Besonders perfide: Ein Riegel mit der Aufschrift „30% weniger Fett“ klingt zunächst vielversprechend. Was jedoch verschwiegen wird, ist der häufig deutlich erhöhte Zuckergehalt, der den gesparten Fettanteil kalorienmäßig wieder ausgleicht oder sogar übertrifft. Der Gesamtkaloriengehalt bleibt dadurch praktisch unverändert.
Versteckte Zuckerfallen entlarven
Zucker versteckt sich in Riegeln hinter einer Vielzahl von Bezeichnungen, die den wenigsten Verbrauchern bekannt sind. Glukosesirup, Maltodextrin, Dextrose oder Fruktose sind nur einige der über 70 verschiedenen Namen, unter denen Zucker in der Zutatenliste auftauchen kann.

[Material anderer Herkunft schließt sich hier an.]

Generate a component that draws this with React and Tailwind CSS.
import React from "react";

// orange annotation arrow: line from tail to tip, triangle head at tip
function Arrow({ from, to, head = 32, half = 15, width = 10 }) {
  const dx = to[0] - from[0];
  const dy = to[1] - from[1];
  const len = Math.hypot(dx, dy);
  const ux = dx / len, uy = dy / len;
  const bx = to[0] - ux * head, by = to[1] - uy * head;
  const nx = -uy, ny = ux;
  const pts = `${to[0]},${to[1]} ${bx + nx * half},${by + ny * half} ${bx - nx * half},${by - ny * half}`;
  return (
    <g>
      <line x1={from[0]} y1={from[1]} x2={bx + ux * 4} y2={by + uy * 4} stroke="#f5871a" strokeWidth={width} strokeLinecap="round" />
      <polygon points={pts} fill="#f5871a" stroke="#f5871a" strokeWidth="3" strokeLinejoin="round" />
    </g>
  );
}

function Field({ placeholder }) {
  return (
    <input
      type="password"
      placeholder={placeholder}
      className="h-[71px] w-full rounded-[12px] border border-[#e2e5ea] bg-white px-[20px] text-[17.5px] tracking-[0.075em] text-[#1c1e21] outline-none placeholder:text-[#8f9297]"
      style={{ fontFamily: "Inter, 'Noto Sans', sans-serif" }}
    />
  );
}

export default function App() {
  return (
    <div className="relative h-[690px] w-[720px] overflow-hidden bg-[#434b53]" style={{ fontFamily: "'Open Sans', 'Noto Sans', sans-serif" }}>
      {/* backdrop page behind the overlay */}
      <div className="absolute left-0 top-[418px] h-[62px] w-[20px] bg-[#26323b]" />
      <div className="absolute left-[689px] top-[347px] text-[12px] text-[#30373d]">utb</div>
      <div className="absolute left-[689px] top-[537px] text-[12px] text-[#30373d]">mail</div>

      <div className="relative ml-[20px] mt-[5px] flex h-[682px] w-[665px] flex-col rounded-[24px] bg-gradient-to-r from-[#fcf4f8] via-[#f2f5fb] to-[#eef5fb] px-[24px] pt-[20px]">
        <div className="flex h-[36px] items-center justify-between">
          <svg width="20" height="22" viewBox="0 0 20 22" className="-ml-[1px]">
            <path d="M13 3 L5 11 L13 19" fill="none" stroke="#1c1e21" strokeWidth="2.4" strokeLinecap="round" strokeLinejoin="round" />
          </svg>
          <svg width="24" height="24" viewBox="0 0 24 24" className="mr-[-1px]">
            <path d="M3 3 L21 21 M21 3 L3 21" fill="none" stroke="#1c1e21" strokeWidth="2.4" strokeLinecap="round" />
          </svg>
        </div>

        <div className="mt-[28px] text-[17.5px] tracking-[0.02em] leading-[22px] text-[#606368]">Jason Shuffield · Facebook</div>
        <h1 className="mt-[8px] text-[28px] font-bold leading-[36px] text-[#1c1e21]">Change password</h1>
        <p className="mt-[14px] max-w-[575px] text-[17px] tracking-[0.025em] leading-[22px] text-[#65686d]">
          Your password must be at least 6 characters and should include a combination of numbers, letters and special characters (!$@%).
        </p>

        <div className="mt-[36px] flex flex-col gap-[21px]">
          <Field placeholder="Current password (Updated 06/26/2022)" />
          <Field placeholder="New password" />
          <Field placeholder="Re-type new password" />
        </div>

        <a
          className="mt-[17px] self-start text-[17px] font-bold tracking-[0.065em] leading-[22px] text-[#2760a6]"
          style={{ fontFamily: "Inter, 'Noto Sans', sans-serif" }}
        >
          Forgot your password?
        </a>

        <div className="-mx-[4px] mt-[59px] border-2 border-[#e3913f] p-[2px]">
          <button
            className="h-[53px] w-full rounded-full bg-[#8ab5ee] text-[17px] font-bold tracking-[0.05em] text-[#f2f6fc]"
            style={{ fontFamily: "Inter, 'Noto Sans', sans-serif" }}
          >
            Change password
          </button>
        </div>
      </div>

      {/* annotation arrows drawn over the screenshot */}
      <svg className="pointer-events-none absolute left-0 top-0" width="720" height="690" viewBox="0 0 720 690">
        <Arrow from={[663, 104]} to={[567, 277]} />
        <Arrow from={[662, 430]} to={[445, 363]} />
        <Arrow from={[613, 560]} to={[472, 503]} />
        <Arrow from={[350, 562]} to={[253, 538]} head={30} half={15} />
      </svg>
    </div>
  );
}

Ein besonders trickreicher Ansatz der Hersteller: Die Aufteilung des Zuckers in verschiedene Arten. Dadurch rutscht jede einzelne Zuckerart in der Zutatenliste weiter nach hinten, während die Gesamtmenge an Süßungsmitteln dennoch beträchtlich bleibt. Was auf den ersten Blick wie eine zuckerarme Rezeptur aussieht, entpuppt sich bei genauerer Betrachtung als süße Kalorienbombe.
Natürliche Süße als Marketingtrick
Besonders beliebt sind Formulierungen wie „gesüßt mit Datteln“ oder „enthält nur natürlichen Fruchtzucker“. Diese Aussagen erwecken den Eindruck eines gesünderen Produkts, verschleiern jedoch die Tatsache, dass auch natürliche Zuckerarten den Blutzuckerspiegel ansteigen lassen und Kalorien liefern. Ein Gramm Fruchtzucker enthält genauso viele Kalorien wie herkömmlicher Haushaltszucker.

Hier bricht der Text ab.